Friday, July 11, 2014


"All she blogs about is moving."
That is an accurate statement. I plan to go back to my original blogging schedule, er wait I never had a blogging schedule, in the Fall. If you don't care about moving, boxes, or complaining, you are welcome to take a break from Camp Bores, until further notice.

The kitchen took two evenings to pack. I have been getting bursts of energy between the hours of 7:30-9:30PM. The packing paper moves effortlessly at those hours and by the end I fall into bed giggling with delirium. How can two people have this much stuff

Mr. B was on a work trip during those two nights and when he arrived home on Thursday at approximately 1:30AM, he woke me up to ask, "How do I get a drink of water? We don't have any cups?" I sleepily replied, "Get a bottle of water. The cups are packed!"

I certainly didn't want to be packing the fragile glass items during the middle of the move, so they needed to be packed ahead of time. Plus, drinking from the spigot is totally normal when you're 28 years old. Who needs cups?

I told my neighbors the other day that I was eating all of the non-perishables in my cabinets so I had less stuff to pack. They didn't think I was serious. I was. My diet this week has consisted of tuna, beets and sausage gravy. All out of a can.  Even our cabinets are full of stuff.
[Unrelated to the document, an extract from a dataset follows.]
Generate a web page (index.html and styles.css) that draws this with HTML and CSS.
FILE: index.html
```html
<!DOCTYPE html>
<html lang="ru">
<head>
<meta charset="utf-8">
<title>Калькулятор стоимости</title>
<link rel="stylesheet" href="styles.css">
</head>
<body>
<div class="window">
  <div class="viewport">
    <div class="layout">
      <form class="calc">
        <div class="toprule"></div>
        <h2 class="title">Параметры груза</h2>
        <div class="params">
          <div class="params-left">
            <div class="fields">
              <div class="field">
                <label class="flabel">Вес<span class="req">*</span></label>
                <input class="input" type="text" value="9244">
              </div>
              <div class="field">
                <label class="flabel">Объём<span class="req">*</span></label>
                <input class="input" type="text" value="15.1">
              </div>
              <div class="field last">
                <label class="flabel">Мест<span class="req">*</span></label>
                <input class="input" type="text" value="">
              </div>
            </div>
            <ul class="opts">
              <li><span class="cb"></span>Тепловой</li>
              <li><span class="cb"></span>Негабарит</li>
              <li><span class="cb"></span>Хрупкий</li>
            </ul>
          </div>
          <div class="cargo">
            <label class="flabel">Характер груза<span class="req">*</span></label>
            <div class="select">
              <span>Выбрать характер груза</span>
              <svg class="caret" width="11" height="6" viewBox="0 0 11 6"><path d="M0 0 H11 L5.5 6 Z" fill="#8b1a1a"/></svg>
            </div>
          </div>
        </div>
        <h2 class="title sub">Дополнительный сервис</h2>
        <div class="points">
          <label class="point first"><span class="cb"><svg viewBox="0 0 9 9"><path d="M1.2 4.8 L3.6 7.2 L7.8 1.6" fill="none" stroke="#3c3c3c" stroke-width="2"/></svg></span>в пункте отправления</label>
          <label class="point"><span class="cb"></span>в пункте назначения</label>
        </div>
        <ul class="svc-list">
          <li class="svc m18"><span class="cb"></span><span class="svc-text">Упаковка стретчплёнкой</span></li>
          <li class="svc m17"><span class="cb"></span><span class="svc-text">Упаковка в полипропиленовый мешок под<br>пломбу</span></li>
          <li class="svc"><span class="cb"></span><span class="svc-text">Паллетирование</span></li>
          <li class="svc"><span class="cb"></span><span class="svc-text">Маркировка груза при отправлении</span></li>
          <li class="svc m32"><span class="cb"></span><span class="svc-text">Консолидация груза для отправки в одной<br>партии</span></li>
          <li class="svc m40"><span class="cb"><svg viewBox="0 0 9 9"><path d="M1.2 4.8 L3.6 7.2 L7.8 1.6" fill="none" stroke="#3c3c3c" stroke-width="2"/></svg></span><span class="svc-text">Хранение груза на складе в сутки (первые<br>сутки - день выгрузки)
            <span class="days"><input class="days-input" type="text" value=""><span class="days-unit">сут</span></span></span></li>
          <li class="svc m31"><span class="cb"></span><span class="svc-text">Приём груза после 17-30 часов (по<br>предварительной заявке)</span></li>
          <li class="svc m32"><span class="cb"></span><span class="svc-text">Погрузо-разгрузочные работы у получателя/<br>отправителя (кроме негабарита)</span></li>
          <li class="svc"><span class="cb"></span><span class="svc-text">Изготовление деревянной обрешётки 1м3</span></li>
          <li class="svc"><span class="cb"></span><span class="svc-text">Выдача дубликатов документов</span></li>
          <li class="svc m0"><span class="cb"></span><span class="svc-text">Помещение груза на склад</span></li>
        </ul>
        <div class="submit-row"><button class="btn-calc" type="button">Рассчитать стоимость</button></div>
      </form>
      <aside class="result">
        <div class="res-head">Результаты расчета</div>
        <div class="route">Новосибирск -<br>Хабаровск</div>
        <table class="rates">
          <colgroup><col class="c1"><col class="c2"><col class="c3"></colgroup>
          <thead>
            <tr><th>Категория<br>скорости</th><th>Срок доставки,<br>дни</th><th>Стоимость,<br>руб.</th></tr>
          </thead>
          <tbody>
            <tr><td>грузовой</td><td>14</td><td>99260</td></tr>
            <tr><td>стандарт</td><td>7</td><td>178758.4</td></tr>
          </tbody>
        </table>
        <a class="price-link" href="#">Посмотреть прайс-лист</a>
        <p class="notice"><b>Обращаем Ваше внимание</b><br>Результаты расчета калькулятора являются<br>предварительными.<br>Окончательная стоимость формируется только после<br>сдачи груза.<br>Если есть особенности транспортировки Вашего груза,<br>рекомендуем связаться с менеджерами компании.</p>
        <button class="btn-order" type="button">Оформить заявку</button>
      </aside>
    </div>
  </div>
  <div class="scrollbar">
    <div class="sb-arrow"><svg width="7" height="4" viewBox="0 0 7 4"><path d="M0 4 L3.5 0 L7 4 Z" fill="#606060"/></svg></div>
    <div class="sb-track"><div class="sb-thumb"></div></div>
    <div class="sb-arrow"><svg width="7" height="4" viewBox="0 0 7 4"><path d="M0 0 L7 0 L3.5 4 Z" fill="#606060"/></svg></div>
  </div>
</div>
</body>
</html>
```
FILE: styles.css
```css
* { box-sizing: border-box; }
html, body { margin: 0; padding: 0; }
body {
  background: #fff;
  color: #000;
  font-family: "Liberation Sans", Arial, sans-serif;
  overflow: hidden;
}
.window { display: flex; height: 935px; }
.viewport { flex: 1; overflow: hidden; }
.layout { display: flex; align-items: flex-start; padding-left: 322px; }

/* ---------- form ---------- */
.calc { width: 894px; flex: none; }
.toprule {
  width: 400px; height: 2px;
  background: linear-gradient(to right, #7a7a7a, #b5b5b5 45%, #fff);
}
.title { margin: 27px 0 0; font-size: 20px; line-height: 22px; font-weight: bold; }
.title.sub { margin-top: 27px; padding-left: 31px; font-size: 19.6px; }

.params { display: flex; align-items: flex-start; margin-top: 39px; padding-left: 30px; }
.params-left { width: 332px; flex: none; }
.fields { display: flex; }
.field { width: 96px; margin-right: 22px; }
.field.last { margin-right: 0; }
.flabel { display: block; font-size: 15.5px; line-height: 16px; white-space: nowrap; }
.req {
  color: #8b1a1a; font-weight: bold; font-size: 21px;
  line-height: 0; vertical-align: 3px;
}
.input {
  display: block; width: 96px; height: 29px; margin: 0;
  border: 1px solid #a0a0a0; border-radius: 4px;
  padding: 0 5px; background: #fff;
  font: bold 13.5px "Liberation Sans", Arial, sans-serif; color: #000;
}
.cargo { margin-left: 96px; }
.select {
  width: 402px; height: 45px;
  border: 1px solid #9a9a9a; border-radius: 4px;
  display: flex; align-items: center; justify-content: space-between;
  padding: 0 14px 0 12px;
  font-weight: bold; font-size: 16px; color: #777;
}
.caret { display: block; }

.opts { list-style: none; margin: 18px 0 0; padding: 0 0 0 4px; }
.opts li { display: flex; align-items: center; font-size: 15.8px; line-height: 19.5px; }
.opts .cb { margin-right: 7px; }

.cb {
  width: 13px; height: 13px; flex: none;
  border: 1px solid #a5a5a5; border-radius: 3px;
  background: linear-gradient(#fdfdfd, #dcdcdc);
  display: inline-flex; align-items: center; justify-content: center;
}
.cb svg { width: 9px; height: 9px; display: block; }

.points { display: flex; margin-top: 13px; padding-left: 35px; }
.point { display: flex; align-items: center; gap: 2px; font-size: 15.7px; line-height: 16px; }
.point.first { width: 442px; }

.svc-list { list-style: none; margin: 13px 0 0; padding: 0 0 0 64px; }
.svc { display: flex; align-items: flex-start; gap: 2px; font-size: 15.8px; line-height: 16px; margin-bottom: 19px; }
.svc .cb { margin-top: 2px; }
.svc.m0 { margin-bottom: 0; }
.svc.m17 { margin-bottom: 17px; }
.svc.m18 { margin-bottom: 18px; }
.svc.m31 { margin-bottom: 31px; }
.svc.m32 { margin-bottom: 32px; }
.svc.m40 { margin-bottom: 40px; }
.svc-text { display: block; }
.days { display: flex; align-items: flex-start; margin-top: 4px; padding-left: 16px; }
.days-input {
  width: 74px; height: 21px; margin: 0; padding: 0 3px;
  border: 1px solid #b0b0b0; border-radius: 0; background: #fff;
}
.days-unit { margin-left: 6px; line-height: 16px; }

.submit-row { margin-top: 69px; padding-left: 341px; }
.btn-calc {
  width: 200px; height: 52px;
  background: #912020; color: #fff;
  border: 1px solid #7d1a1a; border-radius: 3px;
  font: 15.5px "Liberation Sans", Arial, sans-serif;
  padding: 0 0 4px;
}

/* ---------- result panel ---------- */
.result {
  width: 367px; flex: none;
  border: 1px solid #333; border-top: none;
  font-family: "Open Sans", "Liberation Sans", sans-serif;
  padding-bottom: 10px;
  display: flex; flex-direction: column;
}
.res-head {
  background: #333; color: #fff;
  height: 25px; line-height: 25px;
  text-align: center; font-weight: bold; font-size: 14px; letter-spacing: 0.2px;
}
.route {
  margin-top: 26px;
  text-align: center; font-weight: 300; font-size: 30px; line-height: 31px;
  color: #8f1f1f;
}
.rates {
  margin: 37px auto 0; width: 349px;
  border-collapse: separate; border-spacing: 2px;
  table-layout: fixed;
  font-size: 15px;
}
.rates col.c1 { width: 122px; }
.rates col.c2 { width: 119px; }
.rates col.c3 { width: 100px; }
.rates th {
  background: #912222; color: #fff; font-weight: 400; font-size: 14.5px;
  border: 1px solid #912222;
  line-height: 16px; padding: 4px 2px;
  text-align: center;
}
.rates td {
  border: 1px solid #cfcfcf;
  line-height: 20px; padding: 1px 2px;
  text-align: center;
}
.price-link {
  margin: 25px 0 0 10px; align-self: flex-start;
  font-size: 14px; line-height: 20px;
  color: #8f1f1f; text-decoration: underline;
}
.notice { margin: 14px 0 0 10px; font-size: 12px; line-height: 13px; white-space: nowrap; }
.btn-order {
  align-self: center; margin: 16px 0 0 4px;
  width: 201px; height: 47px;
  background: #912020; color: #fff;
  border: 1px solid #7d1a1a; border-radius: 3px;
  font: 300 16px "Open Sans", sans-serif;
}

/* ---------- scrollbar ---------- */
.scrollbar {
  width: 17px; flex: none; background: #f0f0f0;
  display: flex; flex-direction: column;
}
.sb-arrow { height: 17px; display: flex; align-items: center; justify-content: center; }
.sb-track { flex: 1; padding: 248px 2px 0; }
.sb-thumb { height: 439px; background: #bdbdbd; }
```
The pile of stuff I have to take to my in-laws just keeps growing in the guest bedroom. To the real Mr. and Mrs. B, I apologize in advance for the amount of stuff we will be hauling in the front door of your house. I am glad you plan to hide us in the basement.
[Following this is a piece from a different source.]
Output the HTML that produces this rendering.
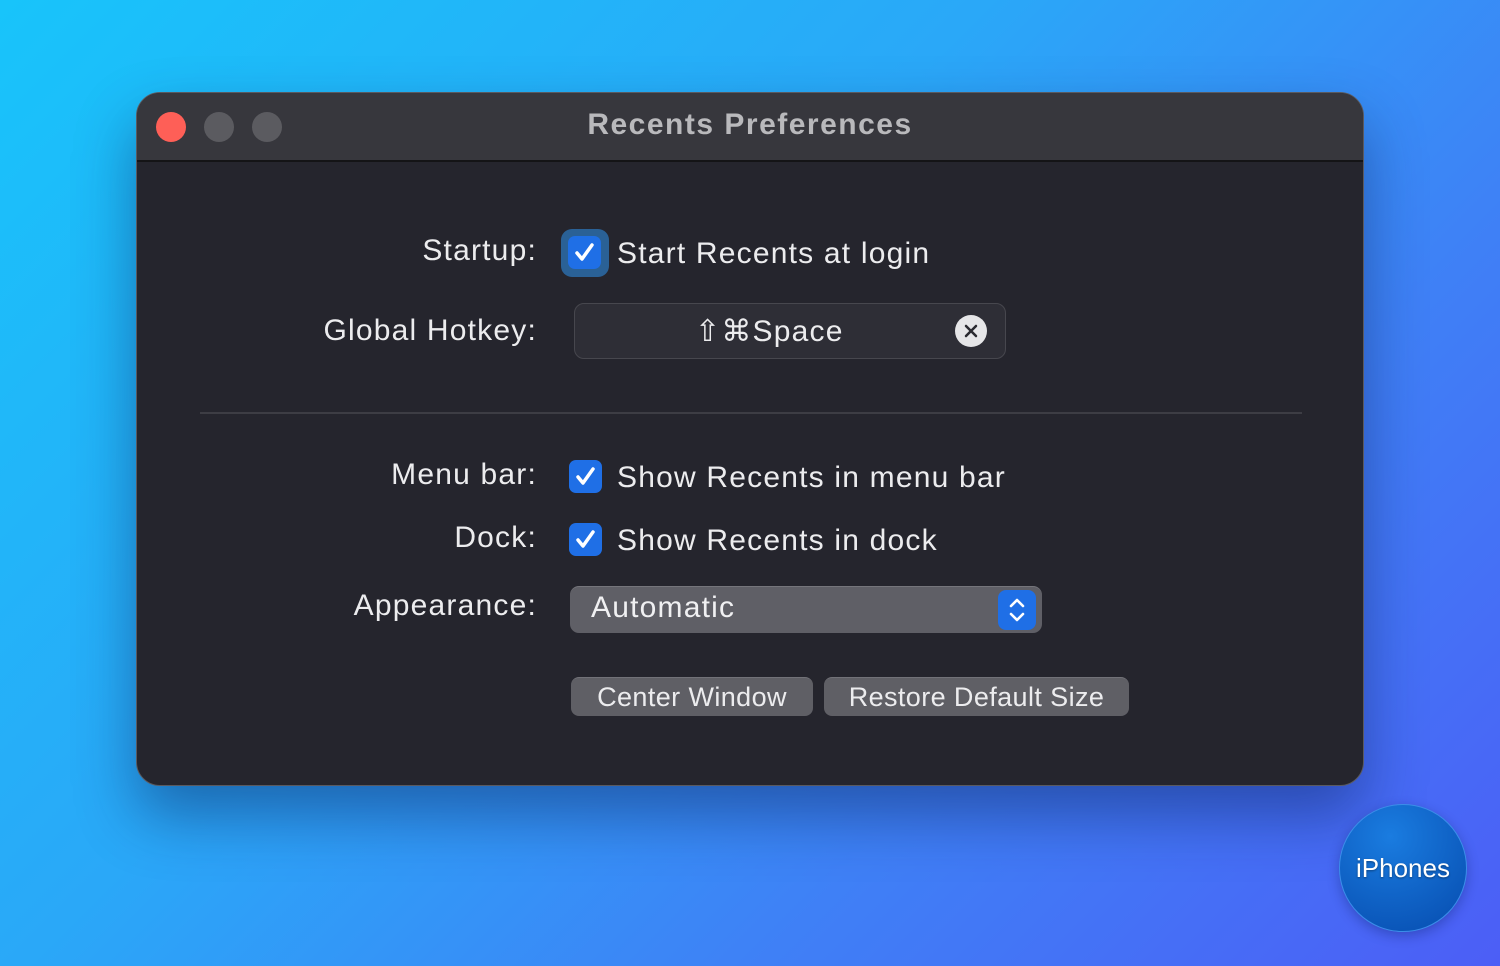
<!DOCTYPE html>
<html><head><style>
*{margin:0;padding:0;box-sizing:border-box}
body{width:1500px;height:966px;overflow:hidden;position:relative;font-family:"Liberation Sans",sans-serif;
background:linear-gradient(135deg,#18c4fa 0%,#2aa8f8 40%,#3f80f6 70%,#4c5ef6 100%);}
.win{position:absolute;left:136px;top:92px;width:1228px;height:694px;background:#25252d;border-radius:24px;border:1.5px solid #5a5a60;box-shadow:0 30px 60px rgba(10,30,90,.45);overflow:hidden}
.tb{position:absolute;left:0;top:0;width:100%;height:69px;background:#37373d;border-bottom:2px solid #141416}
.dot{position:absolute;top:19px;width:30px;height:30px;border-radius:50%;background:#5b5b60}
.title{position:absolute;left:0;width:100%;top:15px;text-align:center;color:#b9b9bc;font-weight:bold;font-size:30px;letter-spacing:1.5px}
.t{position:absolute;color:#ececee;font-size:30px;letter-spacing:1.2px;white-space:nowrap;line-height:36px}
.lab{right:826px;text-align:right}
.cb{position:absolute;width:33px;height:33px;border-radius:7px;background:#1f6fe6}
.cb svg{position:absolute;left:4px;top:4px}
.btn{position:absolute;background:#5f5f65;border-radius:8px;color:#ececee;font-size:27px;text-align:center;line-height:38px;letter-spacing:.4px;border-top:1px solid #727278}
</style></head><body>
<div class="win">
 <div class="tb">
  <div class="dot" style="left:19px;background:#fe5f57"></div>
  <div class="dot" style="left:67px"></div>
  <div class="dot" style="left:115px"></div>
  <div class="title">Recents Preferences</div>
 </div>
 <div class="t lab" style="top:140px">Startup:</div>
 <div style="position:absolute;left:424px;top:136px;width:48px;height:48px;border-radius:11px;background:#2a6196"></div>
 <div class="cb" style="left:431px;top:143px"><svg width="25" height="25" viewBox="0 0 25 25"><path d="M5 13 L10 19 L20 5" stroke="#fff" stroke-width="3.5" fill="none" stroke-linecap="round" stroke-linejoin="round"/></svg></div>
 <div class="t" style="left:480px;top:143px">Start Recents at login</div>

 <div class="t lab" style="top:220px">Global Hotkey:</div>
 <div style="position:absolute;left:437px;top:210px;width:432px;height:56px;border-radius:10px;background:#2e2e36;border:1.5px solid #47474e"></div>
 <div class="t" style="left:558px;top:221px">⇧⌘Space</div>
 <div style="position:absolute;left:818px;top:222px;width:32px;height:32px;border-radius:50%;background:#e6e6e8"><svg width="32" height="32" viewBox="0 0 32 32"><path d="M11 11L21 21M21 11L11 21" stroke="#2a2a30" stroke-width="2.5" stroke-linecap="round"/></svg></div>

 <div style="position:absolute;left:63px;top:319px;width:1102px;height:2px;background:#3d3d44"></div>

 <div class="t lab" style="top:364px">Menu bar:</div>
 <div class="cb" style="left:432px;top:367px"><svg width="25" height="25" viewBox="0 0 25 25"><path d="M5 13 L10 19 L20 5" stroke="#fff" stroke-width="3.5" fill="none" stroke-linecap="round" stroke-linejoin="round"/></svg></div>
 <div class="t" style="left:480px;top:367px">Show Recents in menu bar</div>

 <div class="t lab" style="top:427px">Dock:</div>
 <div class="cb" style="left:432px;top:430px"><svg width="25" height="25" viewBox="0 0 25 25"><path d="M5 13 L10 19 L20 5" stroke="#fff" stroke-width="3.5" fill="none" stroke-linecap="round" stroke-linejoin="round"/></svg></div>
 <div class="t" style="left:480px;top:430px">Show Recents in dock</div>

 <div class="t lab" style="top:495px">Appearance:</div>
 <div style="position:absolute;left:433px;top:493px;width:472px;height:47px;border-radius:9px;background:#5f5f66;border-top:1px solid #75757b"></div>
 <div class="t" style="left:454px;top:497px;color:#f0f0f2">Automatic</div>
 <div style="position:absolute;left:861px;top:497px;width:38px;height:40px;border-radius:8px;background:#1f6fe6"><svg width="38" height="40" viewBox="0 0 38 40"><path d="M13 16L19 10L25 16M13 24L19 30L25 24" stroke="#fff" stroke-width="2.6" fill="none" stroke-linecap="round" stroke-linejoin="round"/></svg></div>

 <div class="btn" style="left:434px;top:584px;width:242px;height:39px">Center Window</div>
 <div class="btn" style="left:687px;top:584px;width:305px;height:39px">Restore Default Size</div>
</div>
<div style="position:absolute;left:1339px;top:804px;width:128px;height:128px;border-radius:50%;background:radial-gradient(circle at 40% 25%,#1a7ce0,#0a55b8 80%);border:1.5px solid #3a8ee8;box-shadow:0 4px 12px rgba(0,20,80,.3);color:#fff;font-size:26px;text-align:center;line-height:126px;text-shadow:0 1px 2px rgba(0,0,0,.4)">iPhones</div>
</body></html>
And the cleaning supplies, well I won't let Mr. B pack them because I am already looking forward to bleaching this house before we go. I want the new owners to walk into a fresh clean house. Not a musty one, like it feels now. Why do boxes and furniture stacks have that effect? Everything feels cramped and dusty.
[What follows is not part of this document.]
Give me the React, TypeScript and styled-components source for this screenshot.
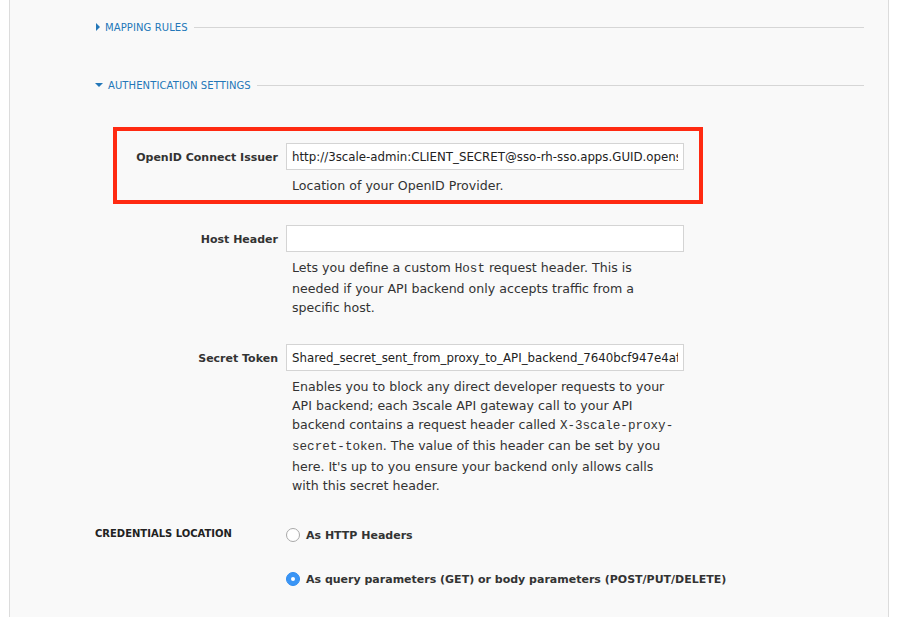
import React, { useState } from 'react'
import styled, { createGlobalStyle } from 'styled-components'

const GlobalStyle = createGlobalStyle`
  html, body {
    margin: 0;
    padding: 0;
    background: #ffffff;
  }
  body {
    font-family: "DejaVu Sans", "Liberation Sans", sans-serif;
    color: #333;
  }
`

const Panel = styled.div`
  margin-left: 9px;
  width: 880px;
  min-height: 617px;
  background: #f9f9f9;
  border-left: 1px solid #dcdcdc;
  border-right: 1px solid #dcdcdc;
  box-sizing: border-box;
  padding: 19px 24px 40px 85px;
`

const SectionHeader = styled.div<{ $open?: boolean }>`
  display: flex;
  align-items: center;
  gap: 5px;
  height: 16px;
  margin-bottom: ${p => (p.$open ? '34px' : '42px')};
  color: #2377b8;
  font-size: 10px;
  letter-spacing: 0.1px;
  text-transform: uppercase;
  cursor: pointer;
  &::after {
    content: '';
    flex: 1;
    height: 1px;
    background: #d6d6d6;
    margin-left: 1px;
  }
`

const Caret = styled.span<{ $open?: boolean }>`
  width: 0;
  height: 0;
  ${p =>
    p.$open
      ? `border-left: 4px solid transparent;
         border-right: 4px solid transparent;
         border-top: 4px solid #2377b8;`
      : `border-top: 4px solid transparent;
         border-bottom: 4px solid transparent;
         border-left: 4px solid #2377b8;
         margin-left: 1px;`}
`

const Fields = styled.div`
  display: flex;
  flex-direction: column;
  gap: 5px;
  margin-left: 18px;
`

const FieldRow = styled.div<{ $highlight?: boolean }>`
  width: 590px;
  box-sizing: border-box;
  border: 4px solid ${p => (p.$highlight ? '#ff2a12' : 'transparent')};
  padding: 12px 15px ${p => (p.$highlight ? '5px' : '2px')} 0;
  display: grid;
  grid-template-columns: 161px 398px;
  column-gap: 8px;
`

const Label = styled.label`
  text-align: right;
  font-weight: bold;
  font-size: 11px;
  color: #333;
  padding-top: 8px;
`

const Control = styled.div`
  display: flex;
  flex-direction: column;
`

const TextInput = styled.input`
  box-sizing: border-box;
  width: 398px;
  height: 27px;
  border: 1px solid #d4d4d4;
  background: #fff;
  padding: 0 5px;
  font-family: "DejaVu Sans", "Liberation Sans", sans-serif;
  font-size: 11.8px;
  color: #222;
  outline: none;
`

const Help = styled.p`
  margin: 6px 0 0;
  padding-left: 6px;
  width: 430px;
  white-space: nowrap;
  font-size: 12.6px;
  line-height: 19px;
  color: #333;
  code {
    font-family: "Liberation Mono", "DejaVu Sans Mono", monospace;
    font-size: 12.6px;
  }
`

const Credentials = styled.div`
  display: grid;
  grid-template-columns: 191px 1fr;
  margin: 26px 0 0 0;
`

const GroupTitle = styled.div`
  font-weight: bold;
  font-size: 10px;
  text-transform: uppercase;
  color: #222;
  padding-top: 1px;
`

const Options = styled.div`
  display: flex;
  flex-direction: column;
  gap: 28px;
`

const Option = styled.label`
  display: flex;
  align-items: center;
  gap: 6px;
  font-size: 11px;
  font-weight: bold;
  color: #333;
  height: 16px;
  cursor: pointer;
`

const Radio = styled.input.attrs({ type: 'radio' })`
  appearance: none;
  margin: 0;
  width: 14px;
  height: 14px;
  border-radius: 50%;
  border: 1px solid #a9a9a9;
  background: #fff;
  box-sizing: border-box;
  display: grid;
  place-items: center;
  &:checked {
    border-color: #2f8cf0;
    background: #3a95f5;
  }
  &:checked::after {
    content: '';
    width: 4px;
    height: 4px;
    border-radius: 50%;
    background: #fff;
  }
`

const App = () => {
  const [location, setLocation] = useState('query')

  return (
    <>
      <GlobalStyle />
      <Panel>
        <SectionHeader>
          <Caret />
          Mapping Rules
        </SectionHeader>
        <SectionHeader $open>
          <Caret $open />
          Authentication Settings
        </SectionHeader>

        <Fields>
          <FieldRow $highlight>
            <Label>OpenID Connect Issuer</Label>
            <Control>
              <TextInput
                defaultValue="http://3scale-admin:CLIENT_SECRET@sso-rh-sso.apps.GUID.openshift.example.com/auth/realms/3scale"
              />
              <Help>Location of your OpenID Provider.</Help>
            </Control>
          </FieldRow>

          <FieldRow>
            <Label>Host Header</Label>
            <Control>
              <TextInput defaultValue="" />
              <Help>
                Lets you define a custom <code>Host</code> request header. This is
                <br />
                needed if your API backend only accepts traffic from a
                <br />
                specific host.
              </Help>
            </Control>
          </FieldRow>

          <FieldRow>
            <Label>Secret Token</Label>
            <Control>
              <TextInput defaultValue="Shared_secret_sent_from_proxy_to_API_backend_7640bcf947e4af21" />
              <Help>
                Enables you to block any direct developer requests to your
                <br />
                API backend; each 3scale API gateway call to your API
                <br />
                backend contains a request header called <code>X-3scale-proxy-</code>
                <br />
                <code>secret-token</code>. The value of this header can be set by you
                <br />
                here. It's up to you ensure your backend only allows calls
                <br />
                with this secret header.
              </Help>
            </Control>
          </FieldRow>
        </Fields>

        <Credentials>
          <GroupTitle>Credentials Location</GroupTitle>
          <Options>
            <Option>
              <Radio
                name="credentials"
                checked={location === 'headers'}
                onChange={() => setLocation('headers')}
              />
              As HTTP Headers
            </Option>
            <Option>
              <Radio
                name="credentials"
                checked={location === 'query'}
                onChange={() => setLocation('query')}
              />
              As query parameters (GET) or body parameters (POST/PUT/DELETE)
            </Option>
          </Options>
        </Credentials>
      </Panel>
    </>
  )
}

export default App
One of my favorite bloggers is going through a similar season right now. Only she has 5 children and one more on the way. Can you imagine? I almost feel guilty for complaining about this move. Her latest moving post says it best. My favorite line, "the beginning of moves.  there's such rhyme and reason, a place for everything.  and then, at the end, it's so crazy and willy-nilly that things just begin being thrown into boxes that make no sense and that you may very well never unearth again."

I couldn't have said it better. We were so organized at the start of packing. So much so, that Scott had me create a spreadsheet to log each of the boxes, the number associated with it, and all of the stuff inside each box. We've totally given up on the spreadsheet and rather than having boxes assigned to each room, we now have a keurig packed with the living room lamp shade, the bedroom TV remote, our winter hats, the stapler from my office, antlers from the guest bedroom, and all that extra toilet paper sitting under the sink. The boxes aren't numbered anymore and they are full of crap stuff from various rooms.

I can't wait to unpack all this stuff.